By contrast, Keats’s cruelly curtailed life and work, over age twenty-five, are presented apologetically by his nineteenth-century biographer, Richard Monckton Milnes, as no more than a “fragment,” albeit one whose “singularity and greatness” justifies the attempt “to draw general attention to its shape and substance.”  Milnes’s model for the poet’s life, as it was Keats’s inspiration, is the Classical statue, the broken survivor from a distant past whose fragment status proves culturally empowering, intimating perfection withheld rather than inconceivable—and so, for Milnes, confirming Keats’s advancement to the pantheon of great literature:  “Truncated as is this intellectual life, it is still a substantive whole, and the complete statue, of which such a fragment is revealed to us, stands perhaps solely in the temple of the imagination” (1: 2; 2: 105).3  The affective appeal of a sleight of thinking that confounds modern longing in ancient loss is exposed in the famous aphorism of the Romantic fragment philosopher Schlegel:  “Many works of the ancients have become fragments.  Many works of the moderns are fragments at the time of their origin” (134). 
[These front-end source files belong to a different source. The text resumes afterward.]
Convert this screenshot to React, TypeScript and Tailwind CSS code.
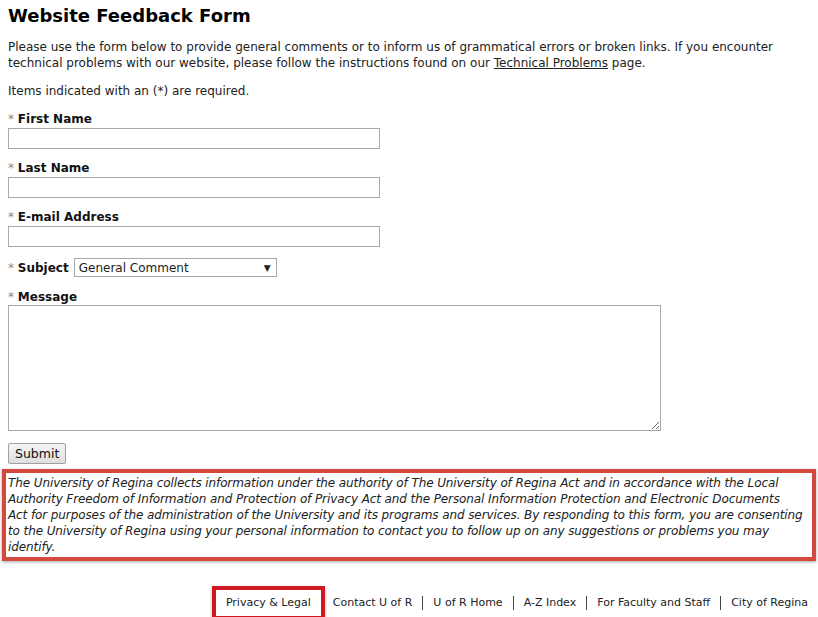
import React from "react";

const font = { fontFamily: '"DejaVu Sans", Verdana, sans-serif' };

function Label({ text }: { text: string }) {
  return (
    <div className="text-[12px] leading-[16px] text-[#111]">
      <span className="text-[#888]">*</span> <span className="font-bold">{text}</span>
    </div>
  );
}

const footerLinks = ["Contact U of R", "U of R Home", "A-Z Index", "For Faculty and Staff", "City of Regina"];

export default function App() {
  return (
    <div className="h-[617px] w-[818px] overflow-hidden bg-white text-[#222]" style={font}>
      <div className="px-2 pt-[4px]">
        <h1 className="text-[18px] font-bold leading-[24px] text-black">Website Feedback Form</h1>
        <p className="mt-[11px] whitespace-nowrap text-[12px] leading-[16px]">
          Please use the form below to provide general comments or to inform us of grammatical errors or broken links. If you encounter
          <br />
          technical problems with our website, please follow the instructions found on our{" "}
          <a className="underline">Technical Problems</a> page.
        </p>
        <p className="mt-[12px] text-[12px] leading-[16px]">Items indicated with an (*) are required.</p>

        <div className="mt-[12px]">
          <Label text="First Name" />
          <input className="mt-[1px] block h-[21px] w-[372px] border border-[#a9a9a9] bg-white" />
        </div>
        <div className="mt-[11px]">
          <Label text="Last Name" />
          <input className="mt-[1px] block h-[21px] w-[372px] border border-[#a9a9a9] bg-white" />
        </div>
        <div className="mt-[11px]">
          <Label text="E-mail Address" />
          <input className="mt-[1px] block h-[21px] w-[372px] border border-[#a9a9a9] bg-white" />
        </div>
        <div className="mt-[11px] flex items-center gap-[5px] text-[12px] leading-[16px]">
          <span>
            <span className="text-[#888]">*</span> <span className="font-bold text-[#111]">Subject</span>
          </span>
          <div className="flex h-[19px] w-[203px] items-center justify-between border border-[#a9a9a9] pl-[4px] pr-[5px] text-[12px]">
            <span>General Comment</span>
            <span className="text-[9px]">▼</span>
          </div>
        </div>
        <div className="mt-[12px]">
          <Label text="Message" />
          <textarea className="block h-[126px] w-[653px] resize border border-[#a9a9a9] bg-white" />
        </div>
        <button
          type="button"
          className="mt-[12px] block h-[21px] rounded-[2px] border border-[#a0a0a0] bg-gradient-to-b from-[#f6f6f6] to-[#dedede] px-[6px] text-[12.5px] leading-[19px] text-[#111]"
        >
          Submit
        </button>
      </div>

      <div className="mx-[2px] mt-[5px] w-[814px] border-[4px] border-[#d4493e] px-[2px] py-[2px] shadow-[0_1px_3px_rgba(0,0,0,0.35)]">
        <p className="whitespace-nowrap text-[12px] italic leading-[16px] tracking-[-0.1px] text-[#222]">
          The University of Regina collects information under the authority of The University of Regina Act and in accordance with the Local
          <br />
          Authority Freedom of Information and Protection of Privacy Act and the Personal Information Protection and Electronic Documents
          <br />
          Act for purposes of the administration of the University and its programs and services. By responding to this form, you are consenting
          <br />
          to the University of Regina using your personal information to contact you to follow up on any suggestions or problems you may
          <br />
          identify.
        </p>
      </div>

      <div className="mt-[25px] flex items-start justify-end text-[11px] leading-[14px] text-[#222]">
        <div className="border-[4px] border-[#d01820] px-[10px] py-[6px] shadow-[0_1px_3px_rgba(0,0,0,0.3)]">Privacy &amp; Legal</div>
        <div className="flex items-center pt-[10px]">
          {footerLinks.map((l, i) => (
            <span key={l} className={`${i === 0 ? "pl-[8px]" : "border-l border-[#444] pl-[10px]"} pr-[10px]`}>
              {l}
            </span>
          ))}
        </div>
      </div>
    </div>
  );
}
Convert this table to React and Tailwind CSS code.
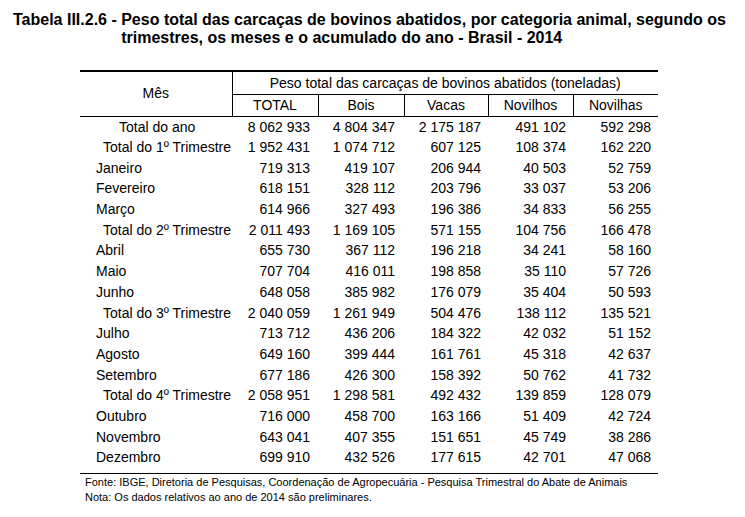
import React from "react";

const rows = [
  ["Total do ano", "8 062 933", "4 804 347", "2 175 187", "491 102", "592 298", "ano"],
  ["Total do 1º Trimestre", "1 952 431", "1 074 712", "607 125", "108 374", "162 220", "tri"],
  ["Janeiro", "719 313", "419 107", "206 944", "40 503", "52 759", "m"],
  ["Fevereiro", "618 151", "328 112", "203 796", "33 037", "53 206", "m"],
  ["Março", "614 966", "327 493", "196 386", "34 833", "56 255", "m"],
  ["Total do 2º Trimestre", "2 011 493", "1 169 105", "571 155", "104 756", "166 478", "tri"],
  ["Abril", "655 730", "367 112", "196 218", "34 241", "58 160", "m"],
  ["Maio", "707 704", "416 011", "198 858", "35 110", "57 726", "m"],
  ["Junho", "648 058", "385 982", "176 079", "35 404", "50 593", "m"],
  ["Total do 3º Trimestre", "2 040 059", "1 261 949", "504 476", "138 112", "135 521", "tri"],
  ["Julho", "713 712", "436 206", "184 322", "42 032", "51 152", "m"],
  ["Agosto", "649 160", "399 444", "161 761", "45 318", "42 637", "m"],
  ["Setembro", "677 186", "426 300", "158 392", "50 762", "41 732", "m"],
  ["Total do 4º Trimestre", "2 058 951", "1 298 581", "492 432", "139 859", "128 079", "tri"],
  ["Outubro", "716 000", "458 700", "163 166", "51 409", "42 724", "m"],
  ["Novembro", "643 041", "407 355", "151 651", "45 749", "38 286", "m"],
  ["Dezembro", "699 910", "432 526", "177 615", "42 701", "47 068", "m"],
];

export default function App() {
  return (
    <div className="w-[745px] h-[517px] bg-white text-black font-['Liberation_Sans',Arial,sans-serif]">
      <div className="flex pt-[11px] pl-[13px] text-[16px] font-bold leading-[18px]">
        <span className="whitespace-pre shrink-0">Tabela III.2.6 - </span>
        <span className="w-[610px] shrink-0">
          Peso total das carcaças de bovinos abatidos, por categoria animal, segundo os trimestres, os meses e o acumulado do ano - Brasil - 2014
        </span>
      </div>

      <div className="ml-[80px] mt-[23px] w-[578px]">
        <table className="w-[578px] border-collapse table-fixed text-[14px]">
          <colgroup>
            <col className="w-[152px]" />
            <col className="w-[86px]" />
            <col className="w-[86px]" />
            <col className="w-[84px]" />
            <col className="w-[85px]" />
            <col className="w-[85px]" />
          </colgroup>
          <thead>
            <tr className="border-t-2 border-black h-[23px]">
              <th rowSpan={2} className="font-normal text-center border-r border-black border-b p-0">
                Mês
              </th>
              <th colSpan={5} className="font-normal text-center border-b border-black p-0 leading-[20px]">
                Peso total das carcaças de bovinos abatidos (toneladas)
              </th>
            </tr>
            <tr className="h-[22px] border-b border-black">
              <th className="font-normal text-center border-r border-black p-0">TOTAL</th>
              <th className="font-normal text-center border-r border-black p-0">Bois</th>
              <th className="font-normal text-center border-r border-black p-0">Vacas</th>
              <th className="font-normal text-center border-r border-black p-0">Novilhos</th>
              <th className="font-normal text-center p-0">Novilhas</th>
            </tr>
          </thead>
          <tbody>
            {rows.map((r, i) => (
              <tr key={i} className="h-[20.7px] leading-[16px]">
                <td
                  className={
                    "p-0 whitespace-nowrap " +
                    (r[6] === "ano" ? "pl-[39px]" : r[6] === "tri" ? "pl-[23px]" : "pl-[16px]")
                  }
                >
                  {r[0]}
                </td>
                <td className="p-0 pr-[8px] text-right whitespace-nowrap">{r[1]}</td>
                <td className="p-0 pr-[9px] text-right whitespace-nowrap">{r[2]}</td>
                <td className="p-0 pr-[7px] text-right whitespace-nowrap">{r[3]}</td>
                <td className="p-0 pr-[7px] text-right whitespace-nowrap">{r[4]}</td>
                <td className="p-0 pr-[7px] text-right whitespace-nowrap">{r[5]}</td>
              </tr>
            ))}
          </tbody>
        </table>
        <div className="h-[6px] border-b border-black"></div>
        <div className="pl-[5px] text-[11px] leading-[15px] pt-[1px]">
          <div>Fonte: IBGE, Diretoria de Pesquisas, Coordenação de Agropecuária - Pesquisa Trimestral do Abate de Animais</div>
          <div>Nota: Os dados relativos ao ano de 2014 são preliminares.</div>
        </div>
      </div>
    </div>
  );
}
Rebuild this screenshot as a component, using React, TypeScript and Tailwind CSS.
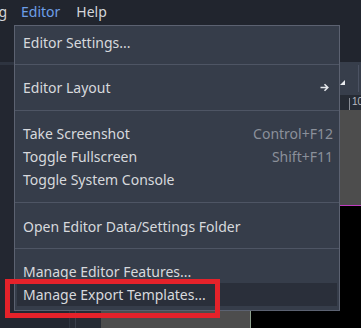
import React from "react";

type Item =
  | { kind: "item"; label: string; shortcut?: string; arrow?: boolean; hover?: boolean }
  | { kind: "sep"; h: string; line: string };

const items: Item[] = [
  { kind: "item", label: "Editor Settings..." },
  { kind: "sep", h: "h-[22px]", line: "pt-[10px]" },
  { kind: "item", label: "Editor Layout", arrow: true },
  { kind: "sep", h: "h-[23px]", line: "pt-[11px]" },
  { kind: "item", label: "Take Screenshot", shortcut: "Control+F12" },
  { kind: "item", label: "Toggle Fullscreen", shortcut: "Shift+F11" },
  { kind: "item", label: "Toggle System Console" },
  { kind: "sep", h: "h-[24px]", line: "pt-[11px]" },
  { kind: "item", label: "Open Editor Data/Settings Folder" },
  { kind: "sep", h: "h-[22px]", line: "pt-[10px]" },
  { kind: "item", label: "Manage Editor Features..." },
  { kind: "item", label: "Manage Export Templates...", hover: true },
];

function Arrow() {
  return (
    <svg width="9" height="9" viewBox="0 0 9 9" className="block">
      <path d="M0.5 4.5H7.5M4.5 1.2L7.8 4.5L4.5 7.8" stroke="#e3e5e9" strokeWidth="1.6" fill="none" />
    </svg>
  );
}

export default function App() {
  return (
    <div
      className="relative w-[361px] h-[328px] overflow-hidden bg-[#21252e] flex flex-col"
      style={{ fontFamily: '"Noto Sans", "DejaVu Sans", sans-serif' }}
    >
      {/* Top menu bar */}
      <div className="h-[62px] shrink-0 bg-[#21252e]">
        <div className="flex items-center h-[25px] text-[14px] leading-[25px] -mt-[1px]">
          <span className="text-[#d4d6da] -ml-[37px]">Debug</span>
          <span className="text-[#6d9fe8] ml-[14px]">Editor</span>
          <span className="text-[#d4d6da] ml-[16px]">Help</span>
        </div>
      </div>

      {/* Lower workspace */}
      <div className="flex flex-1">
        <div className="w-[69px] shrink-0 flex flex-col">
          <div className="h-[3px] bg-[#2e3440]" />
          <div className="flex-1 bg-[#232731]" />
        </div>
        <div className="w-px bg-[#2f3540]" />
        <div className="flex-1 flex flex-col">
          <div className="h-[33px] shrink-0 bg-[#373e4b] relative flex">
            <div className="flex-1" />
            <div className="relative w-[19px]">
              <div className="absolute left-[1px] top-[18px] w-0 h-0 border-l-[5px] border-l-transparent border-b-[5px] border-b-[#e8eaee]" />
            </div>
            <div className="w-px bg-[#4b5262] my-[3px]" />
            <div className="w-[2px]" />
          </div>
          <div className="h-[15px] shrink-0 bg-[#262b34] flex">
            <div className="flex-1" />
            <div className="w-px bg-[#8a8e96] mt-[3px]" />
            <span className="ml-[2px] w-[9px] text-[10px] leading-[14px] text-[#b8bbc0] overflow-hidden" style={{ fontFamily: '"Liberation Sans", sans-serif' }}>
              10
            </span>
          </div>
          <div className="flex-1 flex">
            <div className="w-[5px] bg-[#262b34]" />
            <div className="w-px bg-[#3a404b]" />
            <div className="w-[25px] bg-[#262b34]" />
            <div className="flex-1 relative bg-[#4d4d4d]">
              <div className="absolute left-[149px] top-[95px] right-0 bottom-0 bg-black border-t border-t-[#c03cc0] border-l border-l-[#8ea08e]" />
            </div>
          </div>
        </div>
      </div>

      {/* Popup menu */}
      <div className="absolute left-[14px] top-[25px] w-[326px] h-[286px] bg-[#363d4a] border border-[#5c6271] pt-[5px] px-[2px]">
        {items.map((it, i) =>
          it.kind === "sep" ? (
            <div key={i} className={`${it.h} ${it.line} -mx-[2px]`}>
              <div className="h-px bg-[#4e5564]" />
            </div>
          ) : (
            <div
              key={i}
              className={`h-[23px] flex items-center pl-[6px] pr-[4px] text-[14px] leading-[23px] ${
                it.hover ? "bg-[#2a2f3a]" : ""
              }`}
            >
              <span className="flex-1 text-[#d7d9dd] whitespace-nowrap">{it.label}</span>
              {it.shortcut && <span className="text-[#8b909a] whitespace-nowrap">{it.shortcut}</span>}
              {it.arrow && (
                <span className="mr-[4px]">
                  <Arrow />
                </span>
              )}
            </div>
          )
        )}
      </div>

      {/* Red highlight box */}
      <div className="absolute left-[5px] top-[279px] w-[215px] h-[39px] border-[5px] border-[#e5222a]" />
    </div>
  );
}
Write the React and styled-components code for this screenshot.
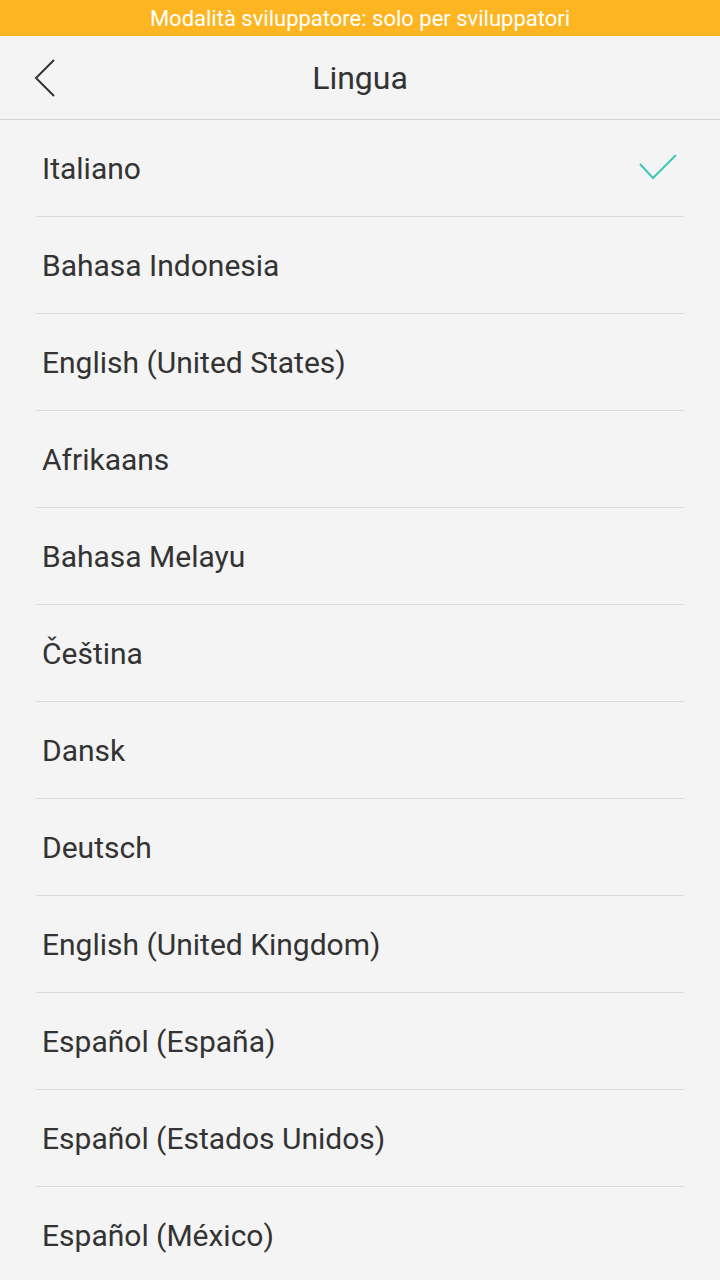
import styled, {createGlobalStyle} from 'styled-components'

const languages = [
  'Italiano',
  'Bahasa Indonesia',
  'English (United States)',
  'Afrikaans',
  'Bahasa Melayu',
  'Čeština',
  'Dansk',
  'Deutsch',
  'English (United Kingdom)',
  'Español (España)',
  'Español (Estados Unidos)',
  'Español (México)',
]

const selected = 'Italiano'

export default function App() {
  return (
    <>
      <GlobalStyle />
      <Page>
        <DevBar>Modalità sviluppatore: solo per sviluppatori</DevBar>
        <Header>
          <BackButton aria-label="Indietro">
            <svg width="24" height="38" viewBox="0 0 24 38">
              <polyline
                points="21,1 3,19 21,37"
                fill="none"
                stroke="#333"
                strokeWidth="2"
              />
            </svg>
          </BackButton>
          <Title>Lingua</Title>
        </Header>
        <List>
          {languages.map(lang => (
            <Row key={lang}>
              <Label>{lang}</Label>
              {lang === selected && (
                <svg width="40" height="28" viewBox="0 0 40 28">
                  <polyline
                    points="2,10 15,24 38,1"
                    fill="none"
                    stroke="#3cc8b4"
                    strokeWidth="2"
                  />
                </svg>
              )}
            </Row>
          ))}
        </List>
      </Page>
    </>
  )
}

const GlobalStyle = createGlobalStyle`
  body {
    margin: 0;
    background: #f4f4f4;
    font-family: Roboto, 'Noto Sans', sans-serif;
  }
`

const Page = styled.div`
  width: 720px;
  height: 1280px;
  overflow: hidden;
  background: #f4f4f4;
`

const DevBar = styled.div`
  height: 36px;
  background: #fdb621;
  color: #fff;
  font-size: 22px;
  display: flex;
  align-items: center;
  justify-content: center;
`

const Header = styled.div`
  height: 83px;
  border-bottom: 1px solid #d2d2d2;
  display: flex;
  align-items: center;
  justify-content: center;
  position: relative;
`

const BackButton = styled.button`
  position: absolute;
  left: 33px;
  top: 23px;
  border: none;
  background: none;
  padding: 0;
  display: flex;
`

const Title = styled.h1`
  margin: 0;
  font-size: 32px;
  font-weight: 400;
  color: #333;
`

const List = styled.div`
  padding: 0 36px;
`

const Row = styled.div`
  height: 96px;
  border-bottom: 1px solid #dcdcdc;
  display: flex;
  align-items: center;
  justify-content: space-between;
  padding: 0 6px 0 6px;
  svg {
    margin-top: 0;
  }
`

const Label = styled.span`
  font-size: 30px;
  color: #333;
`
Austen’s organizing trope is the English village, as she remarks in two of her letters:  “You are now collecting your People delightfully, getting them exactly into such a spot as is the delight of my life;—3 or 4 Families in a Country Village is the very thing to work on—& I hope you will write a great deal more, & make full use of them while they are so very favourably arranged” (9 September 1814); and “such pictures of domestic Life in Country Villages as I deal in” (1 April 1816).  With its great house, its church, perhaps a shop, an inn, even a militia encampment (for we know from Pride and Prejudice that by 1813 the south of England resembled a military camp), and an assortment of gentry families and carefully culled professionals, Austen’s village is a bustling place.  It has been culturally ingested over the last two hundred years, from Tunbridge Wells to Texas, from Cheltenham to China, as a vision of England—England as immemorial village, assembled in parts, and over time, examined from different angles from novel to novel but solid and enduring, until abandoned for the new-built houses, set apart from the “real village of Sanditon” (Minor Works 382) and marching perilously close to the edge of a cliff.  Austen’s fragmentary art is remarkably cohesive; its pieces lock together with the satisfying click of a jigsaw puzzle. 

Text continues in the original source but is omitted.